### DESCRIPTION OF THE TASK
Collect all lines containing the word "this" from the data.

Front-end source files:
- - - -
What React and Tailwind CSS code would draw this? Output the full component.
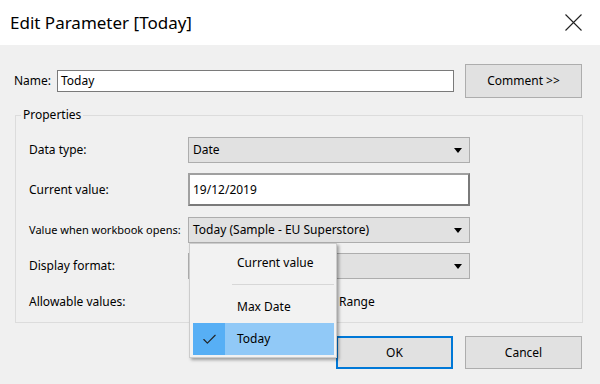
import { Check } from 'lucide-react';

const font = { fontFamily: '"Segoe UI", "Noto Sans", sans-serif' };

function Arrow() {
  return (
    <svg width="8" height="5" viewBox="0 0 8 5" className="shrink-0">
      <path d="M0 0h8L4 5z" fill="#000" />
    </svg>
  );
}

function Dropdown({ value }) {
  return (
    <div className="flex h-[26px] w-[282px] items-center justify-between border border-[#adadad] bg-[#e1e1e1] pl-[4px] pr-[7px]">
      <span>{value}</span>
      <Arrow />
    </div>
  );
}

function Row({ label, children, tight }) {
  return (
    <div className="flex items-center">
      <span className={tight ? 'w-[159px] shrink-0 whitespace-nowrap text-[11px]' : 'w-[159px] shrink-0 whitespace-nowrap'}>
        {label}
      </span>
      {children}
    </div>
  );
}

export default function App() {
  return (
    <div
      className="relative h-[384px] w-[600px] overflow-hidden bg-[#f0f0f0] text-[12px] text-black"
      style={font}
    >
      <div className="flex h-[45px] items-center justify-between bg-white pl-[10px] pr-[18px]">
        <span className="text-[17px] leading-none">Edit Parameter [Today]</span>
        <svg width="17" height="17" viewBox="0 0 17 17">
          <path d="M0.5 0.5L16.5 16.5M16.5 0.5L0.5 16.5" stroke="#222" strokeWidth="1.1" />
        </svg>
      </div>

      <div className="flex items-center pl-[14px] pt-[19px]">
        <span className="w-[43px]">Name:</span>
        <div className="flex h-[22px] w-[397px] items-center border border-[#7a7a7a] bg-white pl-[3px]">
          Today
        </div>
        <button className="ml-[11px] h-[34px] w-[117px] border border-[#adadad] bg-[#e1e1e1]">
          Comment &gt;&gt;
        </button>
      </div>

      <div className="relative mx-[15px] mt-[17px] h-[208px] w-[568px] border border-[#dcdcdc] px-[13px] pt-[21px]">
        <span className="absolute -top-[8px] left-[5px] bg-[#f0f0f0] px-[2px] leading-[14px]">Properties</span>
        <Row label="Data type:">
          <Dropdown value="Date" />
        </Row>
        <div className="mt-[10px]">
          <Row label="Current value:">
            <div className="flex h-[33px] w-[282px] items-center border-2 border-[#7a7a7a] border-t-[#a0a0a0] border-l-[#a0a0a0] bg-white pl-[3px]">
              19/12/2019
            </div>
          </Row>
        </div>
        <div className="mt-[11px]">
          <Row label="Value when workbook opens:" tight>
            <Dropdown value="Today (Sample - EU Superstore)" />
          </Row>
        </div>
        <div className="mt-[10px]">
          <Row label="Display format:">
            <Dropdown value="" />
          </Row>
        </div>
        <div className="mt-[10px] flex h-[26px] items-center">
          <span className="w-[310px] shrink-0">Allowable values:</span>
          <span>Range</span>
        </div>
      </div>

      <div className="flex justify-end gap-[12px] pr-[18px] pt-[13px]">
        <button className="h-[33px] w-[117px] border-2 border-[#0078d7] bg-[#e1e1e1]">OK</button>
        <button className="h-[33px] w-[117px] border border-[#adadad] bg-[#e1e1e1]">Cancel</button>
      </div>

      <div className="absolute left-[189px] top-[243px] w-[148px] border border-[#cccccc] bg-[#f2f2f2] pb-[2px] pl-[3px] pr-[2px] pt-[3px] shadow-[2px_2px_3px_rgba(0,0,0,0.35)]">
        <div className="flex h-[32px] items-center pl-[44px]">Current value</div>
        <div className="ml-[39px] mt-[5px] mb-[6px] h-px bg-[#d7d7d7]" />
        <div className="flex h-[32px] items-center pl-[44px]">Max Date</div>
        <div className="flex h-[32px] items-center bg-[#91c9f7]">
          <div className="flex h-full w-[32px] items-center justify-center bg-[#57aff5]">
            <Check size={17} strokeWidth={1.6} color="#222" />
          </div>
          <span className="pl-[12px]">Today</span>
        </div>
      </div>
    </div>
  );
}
- - - -
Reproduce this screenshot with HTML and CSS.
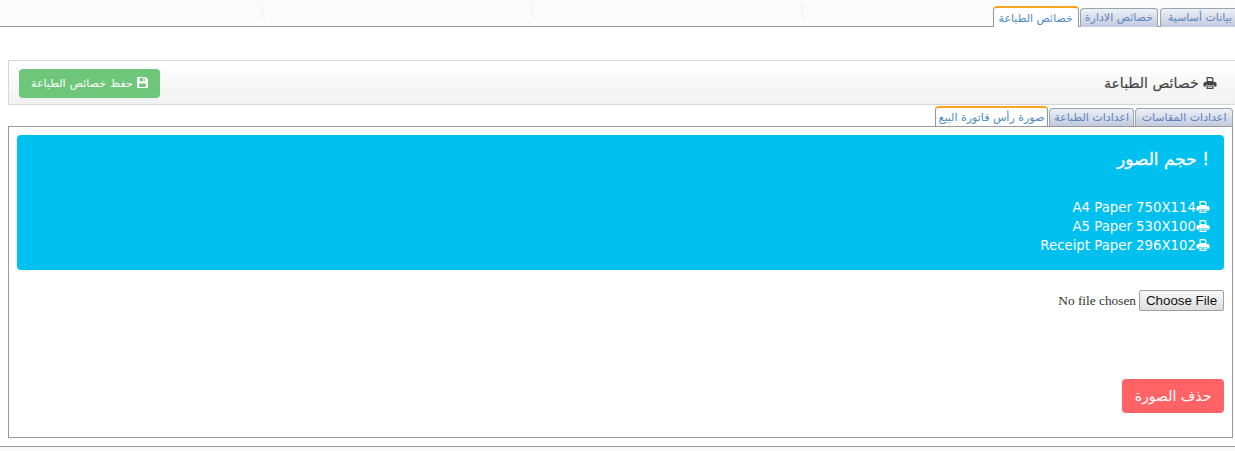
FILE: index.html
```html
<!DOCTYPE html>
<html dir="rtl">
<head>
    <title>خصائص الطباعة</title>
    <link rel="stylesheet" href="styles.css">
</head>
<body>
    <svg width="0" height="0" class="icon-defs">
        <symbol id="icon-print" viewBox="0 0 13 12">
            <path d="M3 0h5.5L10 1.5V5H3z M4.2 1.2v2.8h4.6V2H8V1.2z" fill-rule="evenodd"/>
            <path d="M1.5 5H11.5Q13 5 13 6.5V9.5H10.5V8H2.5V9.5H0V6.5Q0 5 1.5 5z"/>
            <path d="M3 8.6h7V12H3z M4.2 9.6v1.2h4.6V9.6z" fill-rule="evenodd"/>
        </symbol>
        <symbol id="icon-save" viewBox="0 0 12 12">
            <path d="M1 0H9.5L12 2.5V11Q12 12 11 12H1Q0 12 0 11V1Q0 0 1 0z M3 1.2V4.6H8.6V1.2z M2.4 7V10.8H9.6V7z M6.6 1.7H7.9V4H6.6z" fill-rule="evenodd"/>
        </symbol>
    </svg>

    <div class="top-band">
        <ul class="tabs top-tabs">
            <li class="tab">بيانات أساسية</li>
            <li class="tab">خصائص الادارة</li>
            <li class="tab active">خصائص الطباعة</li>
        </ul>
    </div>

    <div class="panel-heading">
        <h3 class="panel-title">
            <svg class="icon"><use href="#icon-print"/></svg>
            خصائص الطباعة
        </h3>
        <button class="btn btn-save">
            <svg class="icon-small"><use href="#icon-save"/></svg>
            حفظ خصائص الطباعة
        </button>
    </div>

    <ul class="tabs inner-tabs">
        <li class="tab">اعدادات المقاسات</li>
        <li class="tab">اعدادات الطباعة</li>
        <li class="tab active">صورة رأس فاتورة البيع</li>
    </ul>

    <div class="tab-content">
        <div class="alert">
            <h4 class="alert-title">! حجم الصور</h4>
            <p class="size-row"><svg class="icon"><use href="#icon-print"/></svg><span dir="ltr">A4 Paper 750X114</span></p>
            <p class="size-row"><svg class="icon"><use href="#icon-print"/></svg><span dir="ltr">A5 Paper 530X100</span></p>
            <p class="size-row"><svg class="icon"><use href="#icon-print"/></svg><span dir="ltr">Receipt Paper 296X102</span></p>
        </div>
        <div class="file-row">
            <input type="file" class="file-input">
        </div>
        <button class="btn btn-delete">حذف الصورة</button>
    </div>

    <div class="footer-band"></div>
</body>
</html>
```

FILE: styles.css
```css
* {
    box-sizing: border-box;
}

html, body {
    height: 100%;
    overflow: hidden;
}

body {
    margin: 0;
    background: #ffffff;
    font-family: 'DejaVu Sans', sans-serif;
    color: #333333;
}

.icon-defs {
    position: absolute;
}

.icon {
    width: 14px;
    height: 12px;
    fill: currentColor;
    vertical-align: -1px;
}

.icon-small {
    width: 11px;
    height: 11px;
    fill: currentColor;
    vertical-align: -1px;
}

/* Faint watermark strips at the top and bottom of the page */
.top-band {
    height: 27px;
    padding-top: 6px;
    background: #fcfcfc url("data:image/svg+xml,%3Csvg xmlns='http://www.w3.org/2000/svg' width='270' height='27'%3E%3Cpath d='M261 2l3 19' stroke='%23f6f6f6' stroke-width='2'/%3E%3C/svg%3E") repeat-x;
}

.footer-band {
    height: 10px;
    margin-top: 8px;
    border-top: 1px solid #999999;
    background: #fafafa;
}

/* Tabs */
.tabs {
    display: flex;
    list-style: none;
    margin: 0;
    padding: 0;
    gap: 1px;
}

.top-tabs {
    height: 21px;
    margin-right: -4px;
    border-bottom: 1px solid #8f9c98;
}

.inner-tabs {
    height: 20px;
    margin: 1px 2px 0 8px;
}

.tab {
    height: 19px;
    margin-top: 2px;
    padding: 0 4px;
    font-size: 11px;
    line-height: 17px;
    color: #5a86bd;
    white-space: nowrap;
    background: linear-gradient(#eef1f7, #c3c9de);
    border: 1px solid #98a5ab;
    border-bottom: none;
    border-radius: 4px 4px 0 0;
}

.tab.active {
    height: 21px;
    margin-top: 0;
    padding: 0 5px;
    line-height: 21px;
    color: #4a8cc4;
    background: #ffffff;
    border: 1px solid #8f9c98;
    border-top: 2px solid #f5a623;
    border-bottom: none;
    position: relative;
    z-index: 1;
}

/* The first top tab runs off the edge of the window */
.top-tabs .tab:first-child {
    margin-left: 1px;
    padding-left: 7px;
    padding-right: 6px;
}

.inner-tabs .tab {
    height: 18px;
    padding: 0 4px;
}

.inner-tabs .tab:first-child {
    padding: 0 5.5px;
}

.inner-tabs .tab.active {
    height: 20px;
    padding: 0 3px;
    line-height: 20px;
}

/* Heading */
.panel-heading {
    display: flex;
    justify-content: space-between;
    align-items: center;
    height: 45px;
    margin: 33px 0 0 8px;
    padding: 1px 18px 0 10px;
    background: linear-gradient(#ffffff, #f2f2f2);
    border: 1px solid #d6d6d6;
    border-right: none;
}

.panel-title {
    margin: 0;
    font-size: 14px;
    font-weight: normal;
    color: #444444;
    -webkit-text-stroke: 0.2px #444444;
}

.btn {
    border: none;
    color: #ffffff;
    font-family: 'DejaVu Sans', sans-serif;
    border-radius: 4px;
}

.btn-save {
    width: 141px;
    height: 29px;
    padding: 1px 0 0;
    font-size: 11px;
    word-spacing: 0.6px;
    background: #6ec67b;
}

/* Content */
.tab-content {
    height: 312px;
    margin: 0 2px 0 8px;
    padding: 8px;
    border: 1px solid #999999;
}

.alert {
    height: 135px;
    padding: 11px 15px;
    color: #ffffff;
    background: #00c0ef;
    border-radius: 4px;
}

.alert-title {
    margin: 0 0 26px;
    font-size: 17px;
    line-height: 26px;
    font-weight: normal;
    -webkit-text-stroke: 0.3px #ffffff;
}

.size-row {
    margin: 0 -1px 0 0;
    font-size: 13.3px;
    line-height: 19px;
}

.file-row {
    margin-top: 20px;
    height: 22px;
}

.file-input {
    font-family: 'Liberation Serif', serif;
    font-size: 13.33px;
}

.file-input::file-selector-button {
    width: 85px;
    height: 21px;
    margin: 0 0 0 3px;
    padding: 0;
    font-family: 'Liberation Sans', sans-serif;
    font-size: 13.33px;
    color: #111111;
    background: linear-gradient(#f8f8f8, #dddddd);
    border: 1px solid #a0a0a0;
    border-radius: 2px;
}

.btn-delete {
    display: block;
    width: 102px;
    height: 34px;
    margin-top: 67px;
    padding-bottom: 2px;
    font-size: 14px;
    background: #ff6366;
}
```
- - - -
### TASK OUTPUT
What React and Tailwind CSS code would draw this? Output the full component.
Reproduce this screenshot with HTML and CSS.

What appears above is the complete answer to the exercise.